Last month, UK shoppers cut spending by the most since the country was in a COVID lockdown in early 2021. The British Retail Consortium reported that total retail spending is already down year-on-year.
And apart from a possible blip from the Jubilee celebrations, tighter household budgets will squeeze both non-essential and essential spending this year. Tesco is seeing early indications of the impact of inflation on consumer spending patterns with a greater-than-expected 1.5% year-on-year decline in like-for-like UK sales, and kitchenware retailer ProCook reported increasingly challenging market conditions.
Figure 1 shows the credit trends for broadline retailers in the UK compared with the EU, Global and US.
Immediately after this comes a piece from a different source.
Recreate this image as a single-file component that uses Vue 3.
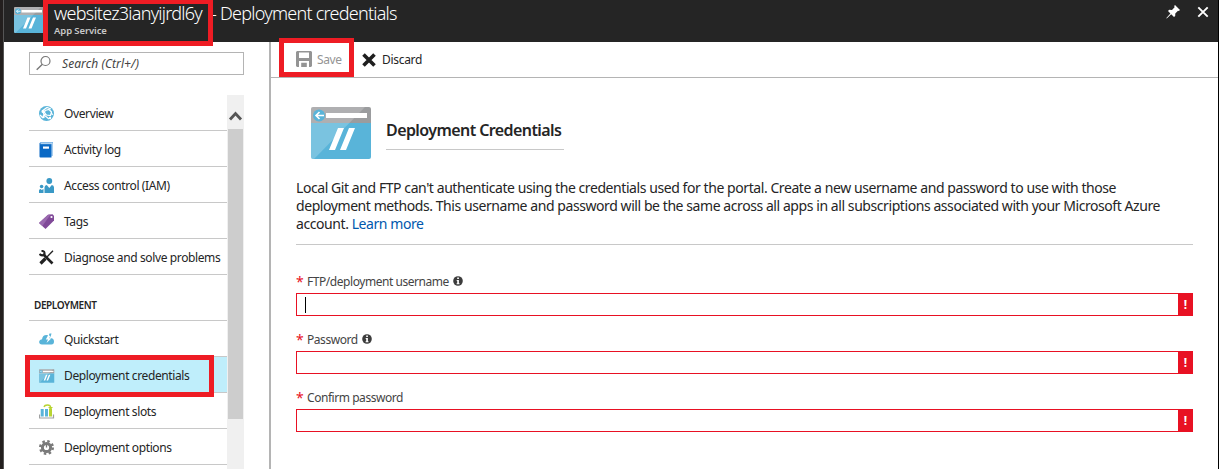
<script setup>
const general = [
  { id: 'overview', label: 'Overview' },
  { id: 'log', label: 'Activity log' },
  { id: 'access', label: 'Access control (IAM)' },
  { id: 'tags', label: 'Tags' },
  { id: 'diagnose', label: 'Diagnose and solve problems' },
]
const deployment = [
  { id: 'quick', label: 'Quickstart' },
  { id: 'cred', label: 'Deployment credentials', active: true },
  { id: 'slots', label: 'Deployment slots' },
  { id: 'options', label: 'Deployment options' },
]
const groups = [
  { key: 'general', items: general },
  { key: 'deployment', title: 'DEPLOYMENT', items: deployment },
]
const fields = [
  { id: 'user', label: 'FTP/deployment username', info: true, caret: true },
  { id: 'pass', label: 'Password', info: true },
  { id: 'confirm', label: 'Confirm password' },
]
</script>

<template>
  <div class="page">
    <svg width="0" height="0" class="defs">
      <symbol id="site" viewBox="0 0 60 52">
        <path d="M2 0H58Q60 0 60 2V16H0V2Q0 0 2 0Z" fill="#9b9c9e" />
        <path d="M0 16H60V50Q60 52 58 52H2Q0 52 0 50Z" fill="#59b4d9" />
        <path d="M2 0H54L3 52H2Q0 52 0 50V2Q0 0 2 0Z" fill="#fff" opacity=".2" />
        <rect x="15" y="6" width="41" height="5" fill="#fff" />
        <circle cx="8" cy="8.5" r="6" fill="#59b4d9" />
        <path d="M13 8.5H5M8.500 5L5 8.5L8.500 12" fill="none" stroke="#fff" stroke-width="1.6" />
        <path d="M27 21H33L24 43H18ZM38 21H44L35 43H29Z" fill="#fff" />
      </symbol>
    </svg>
    <div class="strip"></div>
    <div class="blade">
      <header class="header">
        <svg class="head-icon" width="30" height="26"><use href="#site" /></svg>
        <div class="titles">
          <div class="title"><span class="name">websitez3ianyijrdl6y</span><span class="dash">-</span><span class="sub">Deployment credentials</span></div>
          <div class="kind">App Service</div>
        </div>
        <svg class="pin" width="14" height="14" viewBox="0 0 14 14"><path d="M9 0L14 5L12.800 6L12 5.700L9.300 8.400L9.200 11L8 12L5.200 9.300L1 13.300L.3 13.600L.6 12.800L4.400 8.400L2 6L3.200 4.800L6 4.900L8.600 2.300L8.200 1.100Z" fill="#fff" /></svg>
        <svg class="close" width="12" height="12" viewBox="0 0 12 12"><path d="M1.300 1.300L10.700 10.700M10.700 1.300L1.300 10.700" stroke="#fff" stroke-width="1.900" /></svg>
        <div class="mark mark-name"></div>
      </header>
      <div class="body">
        <aside class="side">
          <div class="search">
            <svg width="16" height="16" viewBox="0 0 16 16"><circle cx="9.500" cy="6" r="4.500" fill="none" stroke="#777" stroke-width="1.200" /><path d="M6.400 9.300L.7 14.800" stroke="#777" stroke-width="1.400" /></svg>
            <span>Search (Ctrl+/)</span>
          </div>
          <div class="scroll">
            <nav class="menu">
              <template v-for="g in groups" :key="g.key">
                <div v-if="g.title" class="section">{{ g.title }}</div>
                <div v-for="it in g.items" :key="it.id" class="item" :class="{ active: it.active }">
                  <svg width="16" height="16" viewBox="0 0 16 16">
                    <g v-if="it.id === 'overview'">
                      <circle cx="7.500" cy="7.500" r="7.500" fill="#59b4d9" />
                      <path d="M3 5L8 1.500L12 3M4 5L5 9L10 13M8 7L4 10M12 6L13.500 9M1 9L4 12" fill="none" stroke="#fff" stroke-width="1.300" />
                      <circle cx="4" cy="5.500" r="1.500" fill="#fff" /><path d="M6 4.500L10 3.500L12.500 6L11.500 9.500L7.500 9L5.500 6.500Z" fill="#59b4d9" stroke="#fff" stroke-width="1.200" /><circle cx="4.500" cy="11" r="1.200" fill="#fff" /><circle cx="11" cy="12" r="1.200" fill="#fff" />
                    </g>
                    <g v-else-if="it.id === 'log'">
                      <path d="M1.500 0H14V14H1.500Z" fill="#7db4e5" /><path d="M.5 1.200L1.500 .3V2.200H12.500V15.500H1.500Q.5 15.500 .5 14.500Z" fill="#0a69c5" /><path d="M2 1.300H13.200V14" stroke="#dcecf9" fill="none" stroke-width=".7" /><path d="M4 4.500H10V6.700H4Z" fill="#fff" />
                    </g>
                    <g v-else-if="it.id === 'access'" fill="#3999c6">
                      <circle cx="10.300" cy="3" r="2.900" /><path d="M5.500 15V9.500Q5.500 7 7.800 7L10.300 10L12.800 7Q15 7 15 9.500V15Z" /><circle cx="2.600" cy="8.500" r="1.800" /><path d="M0 15V12.500Q0 11 1.700 11L2.600 12L4.500 11V15Z" />
                    </g>
                    <g v-else-if="it.id === 'tags'">
                      <path d="M9 .8L13.500 .3L15 1.800V6.500L6.500 15L0 9Z" fill="#804998" /><path d="M9 .8L11.500 .5L3.400 12L0 9Z" fill="#9a69af" /><circle cx="12.500" cy="3" r="1.100" fill="#fff" />
                    </g>
                    <g v-else-if="it.id === 'diagnose'" fill="none" stroke="#222">
                      <path d="M4 4L13.500 13.500" stroke-width="2.600" /><path d="M14 .8L7.700 7.200" stroke-width="1.300" /><path d="M6.500 8.500L1.500 13.500" stroke-width="3.200" /><path d="M2.500 .9Q6 .7 5.500 4.400Q3.500 6.500 .5 4" stroke-width="2" />
                    </g>
                    <g v-else-if="it.id === 'quick'">
                      <path d="M3 12.500Q.1 12.300 .1 9.800Q.4 7.500 3 7.300Q3.500 3 7.500 3Q10.500 3 11.300 6Q15 6 15 9.500Q15 12.500 12.500 12.500Z" fill="#59b4d9" /><path d="M9.500 2.500L6.800 7.500H9L7.500 11L12.500 6.300H10.300L12 2.500Z" fill="#fff" /><path d="M10.500 1.500L10 3L11.500 5L12.500 1.500Z" fill="#59b4d9" />
                    </g>
                    <use v-else-if="it.id === 'cred'" href="#site" x="0" y="1" width="15.500" height="14" />
                    <g v-else-if="it.id === 'slots'">
                      <path d="M1.700 5H4.700V12.500H1.700ZM6 5H9V12.500H6Z" fill="#59b4d9" /><path d="M10 4.500H13V12.500H10Z" fill="#b8d432" /><path d="M5 3Q5.500 1 8.500 1Q11.500 1 11.700 3.500" fill="none" stroke="#b8d432" stroke-width="1.300" /><path d="M9 3L11.700 5.500L14 3Z" fill="#b8d432" /><path d="M.5 10.500V14H14.500V10.500" fill="none" stroke="#a0a1a2" stroke-width="1.200" />
                    </g>
                    <g v-else fill="none" stroke="#7a7a7a">
                      <circle cx="7.500" cy="7.500" r="4.100" stroke-width="3" /><circle cx="7.500" cy="7.500" r="6.300" stroke-width="2.400" stroke-dasharray="2.474 2.474" /><path d="M7.500 4V7.500" stroke-width="1.300" />
                    </g>
                  </svg>
                  <span>{{ it.label }}</span>
                </div>
              </template>
              <div class="mark mark-item"></div>
            </nav>
            <div class="bar">
              <svg width="16" height="34" viewBox="0 0 16 34"><path d="M3 24.500L8.500 18.500L14 24.500" fill="none" stroke="#555" stroke-width="2.800" /></svg>
              <div class="thumb"></div>
            </div>
          </div>
        </aside>
        <main class="main">
          <div class="toolbar">
            <svg class="disk" width="16" height="16" viewBox="0 0 16 16"><path d="M1 0H15L16 1V15L15 16H1L0 15V1ZM3 1.500V7H13V1.500ZM3 10V16H5.200V11.800H10.800V16H13V10Z" fill="#949494" fill-rule="evenodd" /><path d="M6 13H8.500V16H6Z" fill="#949494" /></svg>
            <span class="save">Save</span>
            <svg class="x" width="14" height="14" viewBox="0 0 14 14"><path d="M1.500 1.500L12.500 12.500M12.500 1.500L1.500 12.500" stroke="#1f1f1f" stroke-width="3.600" /></svg>
            <span class="discard">Discard</span>
            <div class="mark mark-save"></div>
          </div>
          <div class="content">
            <div class="heading">
              <svg width="60" height="52"><use href="#site" /></svg>
              <h1>Deployment Credentials</h1>
            </div>
            <p class="intro">
              <span>Local Git and FTP can't authenticate using the credentials used for the portal. Create a new username and password to use with those</span><br />
              <span>deployment methods. This username and password will be the same across all apps in all subscriptions associated with your Microsoft Azure</span><br />
              <span>account. <a>Learn more</a></span>
            </p>
            <div v-for="f in fields" :key="f.id" class="field">
              <div class="label">
                <b>*</b><span>{{ f.label }}</span>
                <svg v-if="f.info" width="10" height="10" viewBox="0 0 10 10"><circle cx="5" cy="5" r="4.800" fill="#3c3c3c" /><path d="M4.200 1.500H5.900V3H4.200ZM3.700 4H5.900V7.300H6.500V8.200H3.600V7.300H4.200V4.900H3.700Z" fill="#fff" /></svg>
              </div>
              <div class="input"><i v-if="f.caret"></i><em>!</em></div>
            </div>
          </div>
        </main>
      </div>
    </div>
  </div>
</template>

<style>
body { background: #fff; overflow: hidden; }
</style>

<style scoped>
* { box-sizing: border-box; }
.page { display: flex; width: 1224px; height: 469px; overflow: hidden; font-family: "Noto Sans", "Open Sans", sans-serif; color: #252525; background: #fff; }
.defs { position: absolute; }
svg { display: block; flex: none; }
.strip { width: 4px; background: #231f1e; border-right: 1px solid #555; }
.blade { width: 1215px; height: 469px; border-right: 1px solid #000; }
.header { position: relative; height: 42px; background: #252525; display: flex; padding-left: 10px; }
.head-icon { margin-top: 7px; }
.titles { margin-left: 10px; white-space: nowrap; }
.title { display: flex; height: 25px; line-height: 26px; font-size: 18px; font-weight: 300; color: #fff; }
.name { width: 157px; letter-spacing: -.75px; }
.dash { width: 9px; }
.sub { letter-spacing: -.75px; }
.kind { font-size: 9.500px; line-height: 12px; color: #c8c8c8; font-weight: 600; letter-spacing: -.1px; }
.pin { margin: 5px 0 0 auto; }
.close { margin: 6px 9px 0 17px; }
.mark { position: absolute; border: 5px solid #ee1c24; z-index: 2; }
.mark-name { left: 39px; top: -1px; width: 170px; height: 47px; }
.body { display: flex; height: 427px; }
.side { width: 267px; border-right: 2px solid #b4b4b4; padding: 10px 0 0 25px; flex: none; }
.search { width: 215px; height: 23px; border: 1px solid #b4b4b4; display: flex; align-items: center; padding-left: 6px; font-size: 12px; font-style: italic; color: #444; letter-spacing: .07px; }
.search svg { margin-top: -2px; }
.search span { margin-left: 10px; }
.scroll { display: flex; margin-top: 20px; height: 374px; }
.menu { position: relative; width: 198px; }
.item { height: 36px; border-bottom: 1px solid #c8c8c8; display: flex; align-items: center; padding: 2px 0 0 10px; font-size: 12px; white-space: nowrap; letter-spacing: -.38px; }
.item span { margin-left: 9px; }
.active { background: #bfeefb; }
.section { height: 46px; border-bottom: 1px solid #c8c8c8; font-size: 10px; font-weight: 600; line-height: 16px; padding: 22px 0 0 5px; letter-spacing: -.4px; }
.mark-item { left: -4px; top: 260px; width: 189px; height: 42px; }
.bar { width: 17px; background: #f0f0f0; padding: 0 1px 0 1px; }
.bar svg { margin-left: -1px; }
.thumb { height: 290px; background: #cdcdcd; }
.main { flex: 1; min-width: 0; }
.toolbar { position: relative; height: 36px; border-bottom: 1px solid #b4b4b4; display: flex; align-items: center; padding-left: 25px; font-size: 12px; }
.disk { margin-top: -1px; }
.save { width: 26px; margin-left: 5px; color: #949494; letter-spacing: -.4px; }
.x { margin-left: 19px; }
.discard { margin-left: 6px; letter-spacing: -.3px; }
.mark-save { left: 8px; top: -4px; width: 75px; height: 39px; }
.content { padding: 29px 25px 0; }
.heading { display: flex; padding-left: 15px; height: 52px; }
h1 { margin: 10px 0 0 15px; width: 178px; height: 33px; border-bottom: 1px solid #c8c8c8; font-size: 16px; line-height: 27px; font-weight: 600; letter-spacing: -.58px; white-space: nowrap; }
.intro { margin: 20px 0 0; height: 66px; font-size: 14px; line-height: 18px; white-space: nowrap; border-bottom: 1px solid #c8c8c8; letter-spacing: -.428px; }
.intro a { color: #0058ad; }
.field { height: 58px; }
.intro + .field { margin-top: 28px; }
.label { height: 20px; line-height: 19px; display: flex; font-size: 12px; color: #444; letter-spacing: -.45px; }
.label span { line-height: 18px; }
.label b { width: 11px; color: #e81123; font-size: 14px; font-weight: 400; line-height: 17px; }
.label svg { margin: 3px 0 0 4px; }
.input { height: 23px; border: 1px solid #e81123; display: flex; align-items: center; }
.input i { width: 1px; height: 16px; margin-left: 8px; background: #000; }
.input em { margin-left: auto; width: 14px; height: 21px; padding-left: 1px; background: #e81123; color: #fff; font-style: normal; font-weight: 700; font-size: 12px; line-height: 21px; text-align: center; }
</style>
Figure 1: Credit Trend, UK, EU, Global and US Broadline Retailers; Jun-21 to May-22
UK and EU both show recent deterioration against a still-rising global trend. Imported inflation may be part of the issue – until April this year, the Euro was even weaker than Sterling, but a newly hawkish stance from the ECB is likely to see the gap close.
As consumers across the UK and the EU focus on essentials and spend less time at home there has been a reduction in white goods demand: for example AO, the electrical retailer, has cited a deterioration in their outlook and its shares are down more than 60% this year.
Figure 2 shows the AO credit trend, with the Credit Consensus Rating (CCR) recently downgraded from bb to bb-.
Figure 2: AO World PLC.
Figures 3-5 show credit trends for some other negatively impacted companies.
Figure 3: Wilko Retail Ltd, a ubiquitous presence in UK retail parks. The Wilko homeware range is cheap, but the UK DIY boom seems to be over. Wilko is unlisted, and limited CRA information is available, but the CCR is bb- and shows a recent deterioration.
Figure 4: Moonpig Com Ltd, a dot-com survivor and online greetings card IPO success story in 2021; but carries high debt and has seen its share price drop 40% this year.
Figure 5: Ocado Group PLC, the lockdown lifeline, has seen its share price almost halve this year. The loss-making firm has raised funds for expansion despite analyst concerns about the negative impact of inflation on the on-line business model. The current CCR is bbb-, but the trend has been negative.